[FFmpeg-devel] [rtsp/rtp] update rtp to support rfc3550
Fri Apr 16 22:32:46 CEST 2010
On 04/16/2010 08:54 PM, Martin Storsj? wrote:
> On Thu, 15 Apr 2010, Luca Barbato wrote:
>> I'd rather keep the logic as is and keep dss happy either by having a
>> quirk for it or by using a fallback.
> Interestingly enough, on OS X, the method of letting the OS choose a port
> randomly for both protocols actually gives consecutive port numbers, as
> long as nobody else opens sockets inbetween. :-)

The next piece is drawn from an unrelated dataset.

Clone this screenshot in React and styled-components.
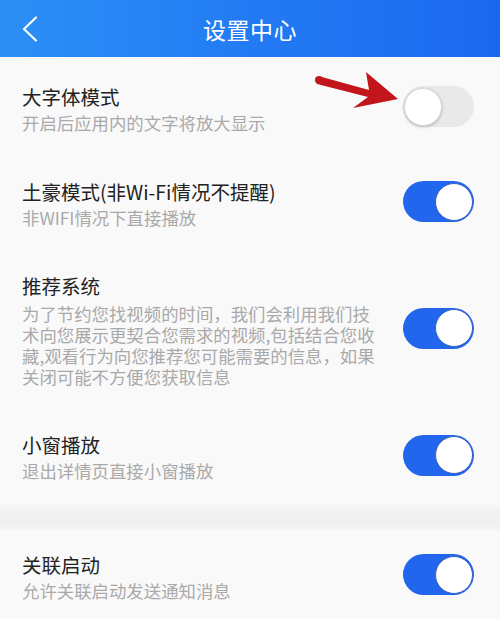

> As a related note, I finally found another youtube rtsp url that seemed to
> work, and tried rfc3550 on it, and got this:
> SETUP rtsp://v2.cache5.c.youtube.com:554/CiQLENy73wIaGwnWCCh2nek6MRMYESARFEgGUghzdGFuZGFyZAw=/0/0/0/video.3gp/trackID=2 RTSP/1.0
> Transport: RTP/AVP/UDP;unicast;client_port=55444-6131
> CSeq: 3
> RTSP/1.0 461 Unsupported Transport
> CSeq: 3
> Server: Google RTSP 1.0
> So this server doesn't support unmatched RTP ports either. gst-rtsp-server
> seems to support it just fine, though.
so gst ffserver (now) and feng are fine, dss and google rtsp not =_=;
For google it's relatively easy to report and hopefully have them update
their server. For dss I'm afraid it will be quite a pain.
> And on the subject of strategies for allocating UDP ports, here's how
> gstreamer is doing it:
> That is, the algorithm is roughly this:
> - Bind a UDP socket without specifying a port, letting the OS randomly
> allocate a port
> - If the port happens to be odd, close it and try opening the next one
> - If unable to open the port, do port += 2 and try again
> - When able to open the RTP port, try to open the next one for RTCP
> - If unable to open the RTCP port, close the RTP one too, do port += 2 and
> - Abort if unable to allocate ports after 20 tries.
> So it's not as easy as simply relying on RFC 3550, but should be quite
> failure proof.
I guess we could copy gst's behaviour.
I'd change our ffrtsp to:
- try with rtsp3550 first
- fall back to the gst way of allocating ports on a failure
I'd make ffserver go the same way, so it would spend possibly less time
and resources while serving rfc3550 compliant receivers.